Deposit insurance premiums, paid to the FDIC, are another regulatory cost that erodes profitability; banks with larger, less-stable deposit bases pay higher insurance premiums.
Competition and technology in mortgage banking
The mortgage business is highly competitive. Banks compete on rate, on convenience, and on customer service, but they also face competition from non-bank mortgage originators, credit unions, and fintech lenders that operate with lower cost structures and no regulatory burden. Technology has made mortgage origination more efficient, and consumer expectations now include online applications, instant approvals, and rapid closing. Flagstar must invest in digital capabilities to stay competitive, and that investment either reduces earnings or requires cost-cutting elsewhere.
How to research Flagstar Bank
Start with the bank’s annual 10-K filing (SEC CIK 0000910073) and quarterly 10-Q filings, which detail the composition of the loan portfolio, the maturity and repricing schedule of deposits and borrowings, credit metrics such as nonperforming loans and loss rates, and capital ratios. Read the management discussion section to understand what management sees as the key drivers of earnings in the periods ahead. Watch the quarterly earnings announcement for net interest income trends, origination volumes, and any commentary on credit quality or economic outlook.

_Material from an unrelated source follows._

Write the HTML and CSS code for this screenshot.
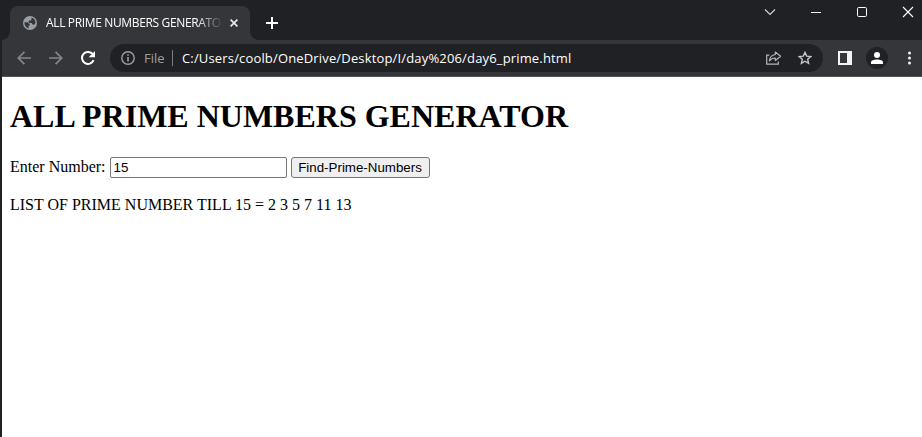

Key metrics to track include the net interest margin (the spread between what the bank earns on assets and what it pays on liabilities), the efficiency ratio (operating costs divided by total revenue, showing how much of each dollar is spent on operations rather than flow to earnings), and nonperforming loan ratios (the percentage of the loan portfolio in default or near default). Because mortgage banking is cyclical, assess Flagstar not on a single quarter or year but over full rate cycles and housing cycles to understand the range of outcomes the business can generate. The preferred stock, being a fixed-income security, will be sensitive to interest-rate changes; compare its yield to competing instruments before buying.